> _The data_
== == ==

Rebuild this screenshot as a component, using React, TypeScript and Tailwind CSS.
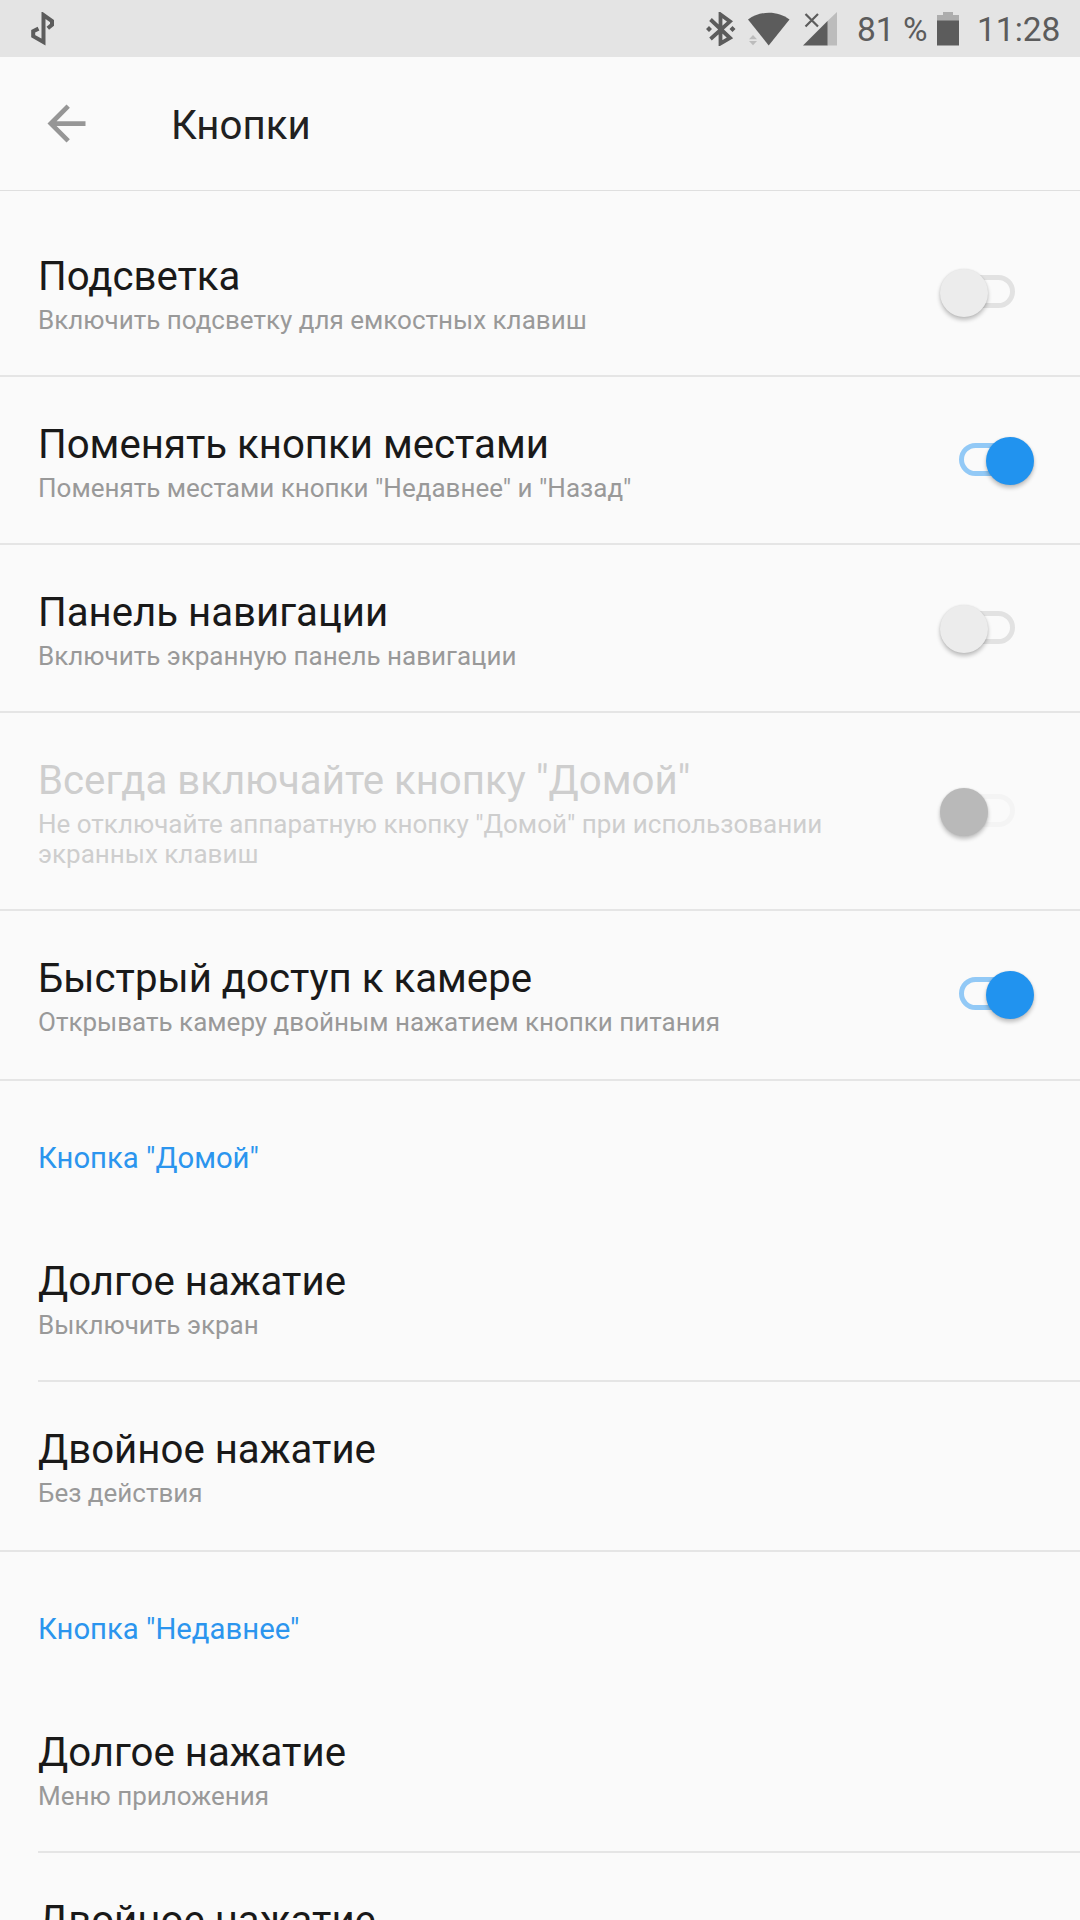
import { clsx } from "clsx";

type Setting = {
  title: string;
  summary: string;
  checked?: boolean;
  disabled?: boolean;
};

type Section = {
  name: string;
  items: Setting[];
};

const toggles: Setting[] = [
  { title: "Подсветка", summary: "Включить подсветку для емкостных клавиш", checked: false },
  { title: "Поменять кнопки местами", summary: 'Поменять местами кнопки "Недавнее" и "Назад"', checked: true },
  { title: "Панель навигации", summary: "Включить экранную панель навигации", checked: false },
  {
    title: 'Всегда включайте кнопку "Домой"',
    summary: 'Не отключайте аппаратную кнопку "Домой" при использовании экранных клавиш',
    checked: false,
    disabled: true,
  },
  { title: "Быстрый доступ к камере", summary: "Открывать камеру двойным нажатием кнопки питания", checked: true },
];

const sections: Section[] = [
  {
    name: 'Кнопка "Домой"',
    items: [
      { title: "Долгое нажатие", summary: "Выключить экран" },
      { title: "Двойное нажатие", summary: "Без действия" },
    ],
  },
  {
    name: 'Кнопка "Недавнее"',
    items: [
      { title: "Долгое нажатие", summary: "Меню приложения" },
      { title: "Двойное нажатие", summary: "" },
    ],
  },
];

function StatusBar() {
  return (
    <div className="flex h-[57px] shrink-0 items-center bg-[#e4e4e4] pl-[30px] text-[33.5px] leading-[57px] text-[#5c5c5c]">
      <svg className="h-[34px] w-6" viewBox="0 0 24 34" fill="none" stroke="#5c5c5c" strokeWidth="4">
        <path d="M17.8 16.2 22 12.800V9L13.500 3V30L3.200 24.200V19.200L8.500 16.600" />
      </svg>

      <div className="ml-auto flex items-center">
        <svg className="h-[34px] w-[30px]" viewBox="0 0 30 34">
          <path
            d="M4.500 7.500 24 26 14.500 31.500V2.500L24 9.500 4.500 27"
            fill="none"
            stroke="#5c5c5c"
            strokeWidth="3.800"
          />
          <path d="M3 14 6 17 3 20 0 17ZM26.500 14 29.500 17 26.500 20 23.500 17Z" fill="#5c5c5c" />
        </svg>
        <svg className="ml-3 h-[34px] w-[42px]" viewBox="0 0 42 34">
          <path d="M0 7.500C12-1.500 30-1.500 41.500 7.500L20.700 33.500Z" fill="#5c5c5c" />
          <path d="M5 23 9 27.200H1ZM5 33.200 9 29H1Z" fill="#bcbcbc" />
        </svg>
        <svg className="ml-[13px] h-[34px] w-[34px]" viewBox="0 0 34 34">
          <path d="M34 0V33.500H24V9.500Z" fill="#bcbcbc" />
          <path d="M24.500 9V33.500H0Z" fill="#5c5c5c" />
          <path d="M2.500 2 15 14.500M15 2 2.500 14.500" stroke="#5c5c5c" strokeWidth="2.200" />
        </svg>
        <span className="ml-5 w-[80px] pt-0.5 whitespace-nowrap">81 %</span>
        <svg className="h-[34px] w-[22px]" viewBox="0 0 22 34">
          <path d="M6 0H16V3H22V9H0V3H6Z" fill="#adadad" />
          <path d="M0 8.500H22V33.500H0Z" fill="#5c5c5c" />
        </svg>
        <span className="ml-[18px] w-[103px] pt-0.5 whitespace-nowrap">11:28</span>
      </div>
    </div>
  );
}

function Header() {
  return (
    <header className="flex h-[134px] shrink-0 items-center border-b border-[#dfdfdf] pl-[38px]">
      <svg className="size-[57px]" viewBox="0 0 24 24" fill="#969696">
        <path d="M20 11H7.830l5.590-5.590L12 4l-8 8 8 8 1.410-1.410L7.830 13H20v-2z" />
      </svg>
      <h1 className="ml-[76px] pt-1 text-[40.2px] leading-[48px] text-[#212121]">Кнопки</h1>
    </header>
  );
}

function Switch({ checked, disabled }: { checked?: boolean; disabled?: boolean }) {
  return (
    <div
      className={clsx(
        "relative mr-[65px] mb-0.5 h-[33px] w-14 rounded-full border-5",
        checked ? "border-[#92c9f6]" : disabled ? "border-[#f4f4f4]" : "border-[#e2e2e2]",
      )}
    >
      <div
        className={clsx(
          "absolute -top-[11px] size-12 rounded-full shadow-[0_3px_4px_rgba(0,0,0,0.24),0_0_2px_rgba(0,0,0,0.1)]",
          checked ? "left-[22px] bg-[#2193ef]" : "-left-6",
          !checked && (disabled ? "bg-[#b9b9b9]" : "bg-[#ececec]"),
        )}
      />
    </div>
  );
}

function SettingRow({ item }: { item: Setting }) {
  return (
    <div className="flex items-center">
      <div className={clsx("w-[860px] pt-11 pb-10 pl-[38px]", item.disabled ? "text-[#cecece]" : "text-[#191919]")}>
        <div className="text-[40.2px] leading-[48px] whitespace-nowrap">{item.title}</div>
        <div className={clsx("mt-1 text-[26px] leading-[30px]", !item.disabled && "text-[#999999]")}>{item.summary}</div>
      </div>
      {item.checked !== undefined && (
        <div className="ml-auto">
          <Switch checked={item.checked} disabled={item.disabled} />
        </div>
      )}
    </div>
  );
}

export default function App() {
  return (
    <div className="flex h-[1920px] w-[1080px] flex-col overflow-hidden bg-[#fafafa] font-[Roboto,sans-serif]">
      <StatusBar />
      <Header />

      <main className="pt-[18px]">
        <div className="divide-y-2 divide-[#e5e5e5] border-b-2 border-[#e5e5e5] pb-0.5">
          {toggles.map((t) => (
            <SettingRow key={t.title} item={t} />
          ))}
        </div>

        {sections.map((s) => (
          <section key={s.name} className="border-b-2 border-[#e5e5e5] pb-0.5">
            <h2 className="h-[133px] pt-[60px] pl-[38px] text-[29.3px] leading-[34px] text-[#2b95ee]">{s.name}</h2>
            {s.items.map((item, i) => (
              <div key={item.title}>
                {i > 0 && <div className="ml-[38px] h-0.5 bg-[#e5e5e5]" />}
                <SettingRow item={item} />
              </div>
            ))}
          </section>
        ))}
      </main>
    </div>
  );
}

== == ==

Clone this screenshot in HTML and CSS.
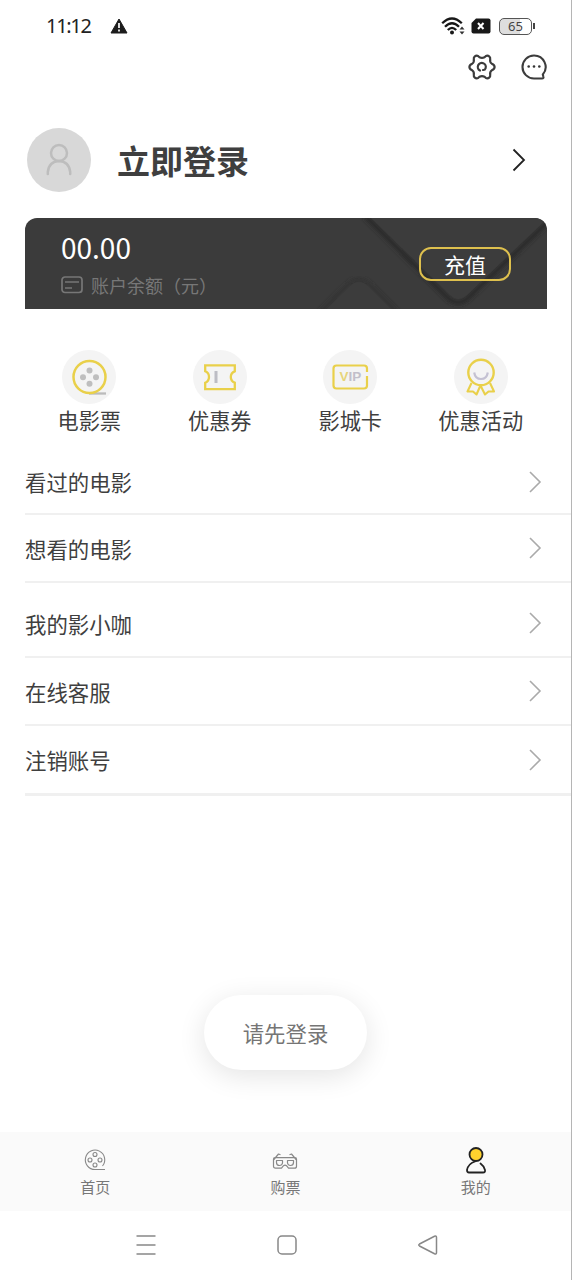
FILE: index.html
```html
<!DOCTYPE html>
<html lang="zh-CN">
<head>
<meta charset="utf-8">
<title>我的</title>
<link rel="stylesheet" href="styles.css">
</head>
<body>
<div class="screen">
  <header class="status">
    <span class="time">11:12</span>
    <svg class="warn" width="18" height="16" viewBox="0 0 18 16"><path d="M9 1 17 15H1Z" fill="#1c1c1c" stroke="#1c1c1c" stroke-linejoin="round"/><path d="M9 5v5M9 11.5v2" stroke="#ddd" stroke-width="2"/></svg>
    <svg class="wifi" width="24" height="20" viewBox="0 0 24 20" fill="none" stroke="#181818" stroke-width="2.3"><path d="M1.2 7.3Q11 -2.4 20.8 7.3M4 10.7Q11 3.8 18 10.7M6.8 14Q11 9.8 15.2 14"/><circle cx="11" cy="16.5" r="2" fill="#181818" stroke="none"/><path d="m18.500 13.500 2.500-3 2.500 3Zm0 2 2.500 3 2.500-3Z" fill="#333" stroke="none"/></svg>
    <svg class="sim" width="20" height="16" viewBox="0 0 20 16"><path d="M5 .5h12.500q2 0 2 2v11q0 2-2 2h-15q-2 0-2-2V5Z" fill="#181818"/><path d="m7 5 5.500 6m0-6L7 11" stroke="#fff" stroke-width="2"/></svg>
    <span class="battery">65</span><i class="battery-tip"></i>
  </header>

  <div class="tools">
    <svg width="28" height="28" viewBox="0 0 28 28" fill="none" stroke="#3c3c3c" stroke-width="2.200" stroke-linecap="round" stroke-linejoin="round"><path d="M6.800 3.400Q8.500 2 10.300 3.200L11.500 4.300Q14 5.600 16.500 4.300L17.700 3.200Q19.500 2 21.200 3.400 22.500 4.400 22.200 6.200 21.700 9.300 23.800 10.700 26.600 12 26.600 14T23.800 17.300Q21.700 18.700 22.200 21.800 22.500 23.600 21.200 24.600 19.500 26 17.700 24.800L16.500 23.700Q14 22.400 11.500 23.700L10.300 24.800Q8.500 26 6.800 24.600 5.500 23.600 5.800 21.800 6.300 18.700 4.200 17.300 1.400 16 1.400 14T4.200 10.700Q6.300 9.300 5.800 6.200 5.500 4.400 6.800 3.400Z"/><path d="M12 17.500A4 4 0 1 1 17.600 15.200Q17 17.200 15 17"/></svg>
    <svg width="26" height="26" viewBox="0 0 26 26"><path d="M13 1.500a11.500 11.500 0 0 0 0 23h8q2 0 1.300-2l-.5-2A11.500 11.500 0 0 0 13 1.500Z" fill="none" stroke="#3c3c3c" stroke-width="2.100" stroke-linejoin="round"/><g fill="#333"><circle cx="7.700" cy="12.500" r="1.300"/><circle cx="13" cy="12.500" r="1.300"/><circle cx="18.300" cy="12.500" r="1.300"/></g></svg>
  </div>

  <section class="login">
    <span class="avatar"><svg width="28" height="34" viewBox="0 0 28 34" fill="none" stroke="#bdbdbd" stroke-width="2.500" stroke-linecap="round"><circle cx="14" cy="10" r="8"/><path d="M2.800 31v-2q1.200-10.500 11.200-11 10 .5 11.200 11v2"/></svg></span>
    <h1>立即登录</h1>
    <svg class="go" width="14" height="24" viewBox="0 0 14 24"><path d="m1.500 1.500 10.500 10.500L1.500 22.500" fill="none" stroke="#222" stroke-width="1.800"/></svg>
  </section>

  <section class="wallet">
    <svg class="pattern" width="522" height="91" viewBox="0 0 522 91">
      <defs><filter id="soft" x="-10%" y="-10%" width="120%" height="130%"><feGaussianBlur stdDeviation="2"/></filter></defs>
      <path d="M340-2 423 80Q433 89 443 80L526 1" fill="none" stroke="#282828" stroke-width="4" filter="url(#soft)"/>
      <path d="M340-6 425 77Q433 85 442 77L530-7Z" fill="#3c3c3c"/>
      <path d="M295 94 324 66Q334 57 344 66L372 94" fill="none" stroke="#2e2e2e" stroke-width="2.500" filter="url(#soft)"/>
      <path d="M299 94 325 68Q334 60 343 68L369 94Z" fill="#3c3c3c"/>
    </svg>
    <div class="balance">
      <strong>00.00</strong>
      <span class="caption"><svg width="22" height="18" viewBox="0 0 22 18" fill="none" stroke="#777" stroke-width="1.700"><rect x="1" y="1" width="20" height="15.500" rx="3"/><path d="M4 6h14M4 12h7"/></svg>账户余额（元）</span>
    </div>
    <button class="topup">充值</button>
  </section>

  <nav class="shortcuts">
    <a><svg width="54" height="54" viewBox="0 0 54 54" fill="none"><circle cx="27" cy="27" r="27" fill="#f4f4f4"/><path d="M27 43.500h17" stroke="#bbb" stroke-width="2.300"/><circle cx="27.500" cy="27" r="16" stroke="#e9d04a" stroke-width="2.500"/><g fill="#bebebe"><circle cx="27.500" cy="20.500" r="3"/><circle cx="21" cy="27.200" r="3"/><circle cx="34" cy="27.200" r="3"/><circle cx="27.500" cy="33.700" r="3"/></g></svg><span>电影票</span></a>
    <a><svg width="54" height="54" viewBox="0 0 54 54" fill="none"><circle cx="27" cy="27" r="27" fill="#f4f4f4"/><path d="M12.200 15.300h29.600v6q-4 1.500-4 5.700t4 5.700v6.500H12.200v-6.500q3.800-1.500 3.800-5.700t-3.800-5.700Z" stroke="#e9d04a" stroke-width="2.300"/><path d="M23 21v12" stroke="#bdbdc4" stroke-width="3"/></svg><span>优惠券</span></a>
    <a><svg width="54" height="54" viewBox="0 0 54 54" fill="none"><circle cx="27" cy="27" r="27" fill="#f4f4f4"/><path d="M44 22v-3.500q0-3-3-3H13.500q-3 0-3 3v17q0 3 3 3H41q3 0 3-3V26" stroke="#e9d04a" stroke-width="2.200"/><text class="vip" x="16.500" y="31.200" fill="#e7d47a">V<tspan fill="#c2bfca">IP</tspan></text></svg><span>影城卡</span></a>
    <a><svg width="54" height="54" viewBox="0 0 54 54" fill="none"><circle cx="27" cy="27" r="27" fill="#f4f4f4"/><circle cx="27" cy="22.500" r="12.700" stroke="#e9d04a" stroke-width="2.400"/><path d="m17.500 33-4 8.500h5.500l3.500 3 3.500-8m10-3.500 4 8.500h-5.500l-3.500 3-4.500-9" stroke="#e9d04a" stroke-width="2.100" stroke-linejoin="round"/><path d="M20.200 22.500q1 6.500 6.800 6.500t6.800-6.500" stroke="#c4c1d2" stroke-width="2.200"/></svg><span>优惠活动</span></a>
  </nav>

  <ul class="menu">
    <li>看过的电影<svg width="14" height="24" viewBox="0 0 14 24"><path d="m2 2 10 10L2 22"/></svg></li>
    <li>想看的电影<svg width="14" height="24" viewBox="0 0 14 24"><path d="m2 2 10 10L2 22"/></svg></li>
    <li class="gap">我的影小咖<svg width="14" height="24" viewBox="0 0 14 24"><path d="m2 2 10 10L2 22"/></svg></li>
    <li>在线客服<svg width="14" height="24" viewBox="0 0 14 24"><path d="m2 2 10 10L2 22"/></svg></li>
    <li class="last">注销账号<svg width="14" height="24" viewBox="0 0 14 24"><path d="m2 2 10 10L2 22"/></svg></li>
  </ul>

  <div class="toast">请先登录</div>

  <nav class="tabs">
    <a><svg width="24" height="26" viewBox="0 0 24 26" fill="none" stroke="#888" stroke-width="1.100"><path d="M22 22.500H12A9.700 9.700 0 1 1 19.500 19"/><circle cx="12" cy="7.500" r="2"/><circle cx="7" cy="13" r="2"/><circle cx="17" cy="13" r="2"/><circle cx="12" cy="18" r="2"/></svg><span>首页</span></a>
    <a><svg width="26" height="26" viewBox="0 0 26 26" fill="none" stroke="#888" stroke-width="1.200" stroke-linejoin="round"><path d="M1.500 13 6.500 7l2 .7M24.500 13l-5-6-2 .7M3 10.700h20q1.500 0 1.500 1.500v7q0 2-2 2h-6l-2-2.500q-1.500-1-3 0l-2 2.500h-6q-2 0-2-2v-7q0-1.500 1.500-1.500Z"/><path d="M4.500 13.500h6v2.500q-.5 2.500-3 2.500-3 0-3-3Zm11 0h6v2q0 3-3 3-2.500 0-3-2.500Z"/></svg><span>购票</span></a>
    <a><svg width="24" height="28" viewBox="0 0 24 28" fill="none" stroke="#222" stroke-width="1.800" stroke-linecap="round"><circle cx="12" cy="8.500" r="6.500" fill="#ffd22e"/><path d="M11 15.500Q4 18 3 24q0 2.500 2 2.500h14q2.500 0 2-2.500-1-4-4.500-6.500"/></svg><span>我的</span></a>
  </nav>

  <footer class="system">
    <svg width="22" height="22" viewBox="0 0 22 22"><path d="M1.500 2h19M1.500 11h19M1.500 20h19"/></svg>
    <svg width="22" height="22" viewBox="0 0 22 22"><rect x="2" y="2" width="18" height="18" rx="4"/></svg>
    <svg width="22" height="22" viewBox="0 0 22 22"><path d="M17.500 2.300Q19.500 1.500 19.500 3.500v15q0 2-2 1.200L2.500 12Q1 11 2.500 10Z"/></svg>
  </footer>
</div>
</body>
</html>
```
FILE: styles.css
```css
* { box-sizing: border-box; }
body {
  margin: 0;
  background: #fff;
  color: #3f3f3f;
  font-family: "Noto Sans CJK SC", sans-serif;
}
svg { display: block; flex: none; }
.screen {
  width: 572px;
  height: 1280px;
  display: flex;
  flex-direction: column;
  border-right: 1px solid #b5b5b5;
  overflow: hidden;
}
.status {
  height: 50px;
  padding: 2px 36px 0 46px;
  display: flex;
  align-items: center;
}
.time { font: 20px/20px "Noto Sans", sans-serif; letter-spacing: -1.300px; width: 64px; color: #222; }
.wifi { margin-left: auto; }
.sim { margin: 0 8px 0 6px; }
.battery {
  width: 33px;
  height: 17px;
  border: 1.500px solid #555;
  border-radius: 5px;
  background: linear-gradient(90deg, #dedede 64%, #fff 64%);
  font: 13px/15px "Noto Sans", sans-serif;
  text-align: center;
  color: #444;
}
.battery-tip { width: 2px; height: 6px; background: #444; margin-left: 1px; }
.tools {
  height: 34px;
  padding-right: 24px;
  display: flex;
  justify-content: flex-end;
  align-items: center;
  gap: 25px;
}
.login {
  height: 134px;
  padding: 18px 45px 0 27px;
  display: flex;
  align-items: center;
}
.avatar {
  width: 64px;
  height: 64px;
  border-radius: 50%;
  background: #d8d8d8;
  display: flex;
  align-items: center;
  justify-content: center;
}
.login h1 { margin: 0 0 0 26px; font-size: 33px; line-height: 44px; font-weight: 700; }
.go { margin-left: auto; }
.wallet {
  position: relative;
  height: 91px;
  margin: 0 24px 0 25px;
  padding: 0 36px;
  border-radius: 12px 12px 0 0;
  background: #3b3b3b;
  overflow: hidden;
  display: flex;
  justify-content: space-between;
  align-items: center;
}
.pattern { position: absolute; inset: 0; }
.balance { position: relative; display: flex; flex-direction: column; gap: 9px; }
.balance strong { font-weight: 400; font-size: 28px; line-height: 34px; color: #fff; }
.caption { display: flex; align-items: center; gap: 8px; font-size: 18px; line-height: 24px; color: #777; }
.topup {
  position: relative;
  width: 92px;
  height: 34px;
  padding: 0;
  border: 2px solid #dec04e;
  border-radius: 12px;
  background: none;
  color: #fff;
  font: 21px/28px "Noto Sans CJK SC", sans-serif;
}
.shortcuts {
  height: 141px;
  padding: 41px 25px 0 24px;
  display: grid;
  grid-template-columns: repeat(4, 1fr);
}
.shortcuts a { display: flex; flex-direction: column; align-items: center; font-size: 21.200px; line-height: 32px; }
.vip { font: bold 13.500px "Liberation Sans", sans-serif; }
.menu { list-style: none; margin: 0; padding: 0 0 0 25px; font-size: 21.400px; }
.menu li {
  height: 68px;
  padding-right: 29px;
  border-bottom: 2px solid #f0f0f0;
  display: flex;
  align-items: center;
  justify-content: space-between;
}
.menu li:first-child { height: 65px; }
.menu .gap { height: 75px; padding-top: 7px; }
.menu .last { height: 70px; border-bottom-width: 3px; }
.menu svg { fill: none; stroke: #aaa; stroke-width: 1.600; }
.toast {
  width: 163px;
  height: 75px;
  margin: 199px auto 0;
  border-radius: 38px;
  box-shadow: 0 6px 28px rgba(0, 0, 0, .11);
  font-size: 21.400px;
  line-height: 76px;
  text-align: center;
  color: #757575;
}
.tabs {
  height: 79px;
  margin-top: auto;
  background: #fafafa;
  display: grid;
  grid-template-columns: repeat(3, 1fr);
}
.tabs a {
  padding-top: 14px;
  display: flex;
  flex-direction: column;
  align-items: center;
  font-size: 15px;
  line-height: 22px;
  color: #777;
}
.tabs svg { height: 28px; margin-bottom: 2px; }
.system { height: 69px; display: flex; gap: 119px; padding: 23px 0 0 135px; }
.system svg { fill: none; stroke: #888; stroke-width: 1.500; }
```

== == ==

> _What is required_
Go through the listing above and locate each line that holds the word "this". Copy those lines.

> _Solution to the exercise_
Rebuild this screenshot as a component, using React, TypeScript and Tailwind CSS.
Clone this screenshot in HTML and CSS.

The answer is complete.